Molecular dynamics simulations of carbon dioxide and water at an ionic liquid interface.

The ionic liquid-carbon dioxide system is of interest because ionic liquids (ILs) have potential to be used for carbon dioxide capture. Because water will be present in a real carbon dioxide capture operation, the interaction between water and the IL is also of interest. Classical molecular dynamics simulations have been used to study the IL 1-n-butyl-3-methylimidazolium bis(trifluoromethylsulfonyl)imide (bmim-Tf(2)N) at the interface with vacuum as well as with carbon dioxide, water, or both present in the system. Density and orientational ordering of the ionic liquid molecules at the interface was not significantly altered by the presence of either carbon dioxide or water. The structure of the liquid solutions in the pseudobulk region in the center of the slab was studied using metrics of pairwise association such as radial distribution functions.
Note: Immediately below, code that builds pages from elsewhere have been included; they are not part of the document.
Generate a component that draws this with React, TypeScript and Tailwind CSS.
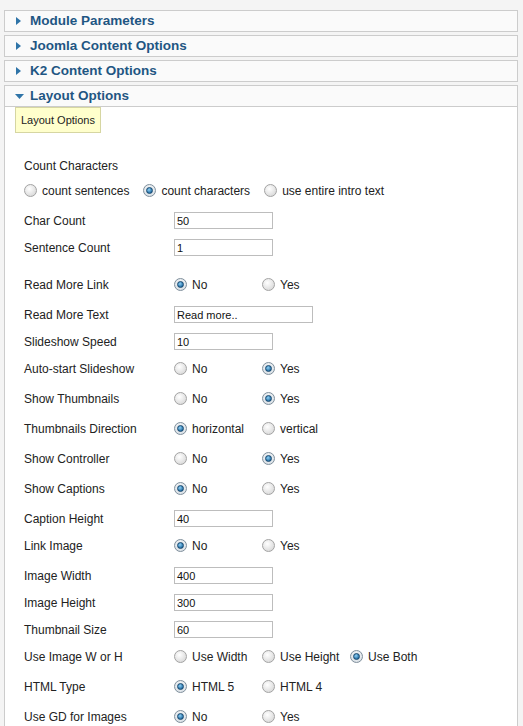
import React from "react";

type Row =
  | { label: string; kind: "input"; value: string; w: number }
  | { label: string; kind: "radio"; options: string[]; sel: number }
  | { kind: "spacer" };

const rows: Row[] = [
  { label: "Char Count", kind: "input", value: "50", w: 99 },
  { label: "Sentence Count", kind: "input", value: "1", w: 99 },
  { kind: "spacer" },
  { label: "Read More Link", kind: "radio", options: ["No", "Yes"], sel: 0 },
  { label: "Read More Text", kind: "input", value: "Read more..", w: 139 },
  { label: "Slideshow Speed", kind: "input", value: "10", w: 99 },
  { label: "Auto-start Slideshow", kind: "radio", options: ["No", "Yes"], sel: 1 },
  { label: "Show Thumbnails", kind: "radio", options: ["No", "Yes"], sel: 1 },
  { label: "Thumbnails Direction", kind: "radio", options: ["horizontal", "vertical"], sel: 0 },
  { label: "Show Controller", kind: "radio", options: ["No", "Yes"], sel: 1 },
  { label: "Show Captions", kind: "radio", options: ["No", "Yes"], sel: 0 },
  { label: "Caption Height", kind: "input", value: "40", w: 99 },
  { label: "Link Image", kind: "radio", options: ["No", "Yes"], sel: 0 },
  { label: "Image Width", kind: "input", value: "400", w: 99 },
  { label: "Image Height", kind: "input", value: "300", w: 99 },
  { label: "Thumbnail Size", kind: "input", value: "60", w: 99 },
  { label: "Use Image W or H", kind: "radio", options: ["Use Width", "Use Height", "Use Both"], sel: 2 },
  { label: "HTML Type", kind: "radio", options: ["HTML 5", "HTML 4"], sel: 0 },
  { label: "Use GD for Images", kind: "radio", options: ["No", "Yes"], sel: 0 },
];

function Radio({ checked }: { checked: boolean }) {
  if (checked) {
    return (
      <span className="flex h-[13px] w-[13px] shrink-0 items-center justify-center rounded-full border border-[#7f8f9c] bg-[radial-gradient(circle_at_50%_40%,#ffffff,#cdd6dd)]">
        <span className="h-[7px] w-[7px] rounded-full border border-[#16476e] bg-[radial-gradient(circle_at_40%_35%,#8fd0f5,#1f6aa0_75%)]" />
      </span>
    );
  }
  return (
    <span className="h-[13px] w-[13px] shrink-0 rounded-full border border-[#a3a3a3] bg-[radial-gradient(circle_at_40%_35%,#ffffff,#d0d0d0)]" />
  );
}

function Collapsed({ title }: { title: string }) {
  return (
    <div className="mb-[3px] flex h-[22px] items-center border border-[#cccccc] bg-[#fafafa]">
      <div className="w-[25px] pl-[11px]">
        <svg width="5" height="8" viewBox="0 0 5 8" className="block">
          <polygon points="0,0 5,4 0,8" fill="#2f74a8" />
        </svg>
      </div>
      <span className="text-[13.5px] font-bold text-[#1f5683]">{title}</span>
    </div>
  );
}

export default function App() {
  return (
    <div className="h-[726px] overflow-hidden bg-[#f4f4f4] pt-[10px] font-['Liberation_Sans',Arial,sans-serif] text-[#222222]">
      <div className="ml-[4px] w-[514px]">
        <Collapsed title="Module Parameters" />
        <Collapsed title="Joomla Content Options" />
        <Collapsed title="K2 Content Options" />
        <div className="flex h-[22px] items-center border border-[#cccccc] bg-[#fafafa]">
          <div className="w-[25px] pl-[10px]">
            <svg width="9" height="5" viewBox="0 0 9 5" className="block">
              <polygon points="0,0 9,0 4.5,5" fill="#2f74a8" />
            </svg>
          </div>
          <span className="text-[13.5px] font-bold text-[#1f5683]">Layout Options</span>
        </div>
        <div className="h-[700px] border-x border-[#cccccc] bg-white">
          <div className="ml-[10px] inline-flex h-[26px] items-center border border-[#d6d6a2] bg-[#ffffcc] px-[5px] text-[11px] text-[#222222]">
            Layout Options
          </div>
          <div className="pl-[19px] pt-[25px] text-[12px]">
            <div className="h-[24px] leading-[17px]">Count Characters</div>
            <div className="mb-[13px] flex h-[17px] items-center">
              {["count sentences", "count characters", "use entire intro text"].map((o, i) => (
                <div key={o} className="mr-[14px] flex items-center">
                  <Radio checked={i === 1} />
                  <span className="ml-[5px]">{o}</span>
                </div>
              ))}
            </div>
            {rows.map((r, idx) => {
              if (r.kind === "spacer") return <div key={idx} className="h-[10px]" />;
              return (
                <div
                  key={idx}
                  className={`flex h-[17px] items-center ${r.kind === "input" ? "mb-[10px]" : "mb-[13px]"}`}
                >
                  <div className="w-[150px] shrink-0">{r.label}</div>
                  {r.kind === "input" ? (
                    <div
                      className="flex h-[17px] items-center border border-[#bdbdbd] bg-white px-[2px] text-[11px] text-[#111111]"
                      style={{ width: r.w }}
                    >
                      {r.value}
                    </div>
                  ) : (
                    <div className="flex items-center">
                      {r.options.map((o, i) => (
                        <div key={o} className="mr-[10px] flex min-w-[78px] items-center">
                          <Radio checked={i === r.sel} />
                          <span className="ml-[5px]">{o}</span>
                        </div>
                      ))}
                    </div>
                  )}
                </div>
              );
            })}
          </div>
        </div>
      </div>
    </div>
  );
}
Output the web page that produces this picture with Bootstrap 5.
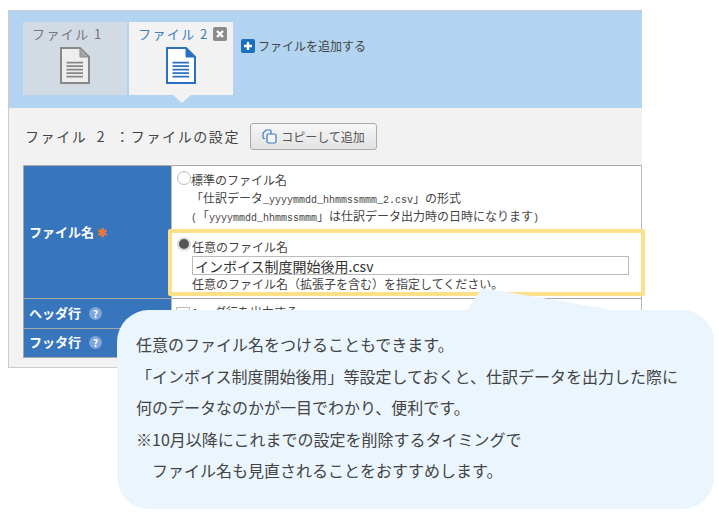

At the interface, there is an increased density of cation-anion association. When carbon dioxide is present, it forms a dense layer on the surface, and the cation-anion associations at the interface are disrupted, with a corresponding decrease in surface tension. Water slows down the diffusion of the ions as well as carbon dioxide in the bulk. Water has little effect, however, on the interfacial transport dynamics of carbon dioxide.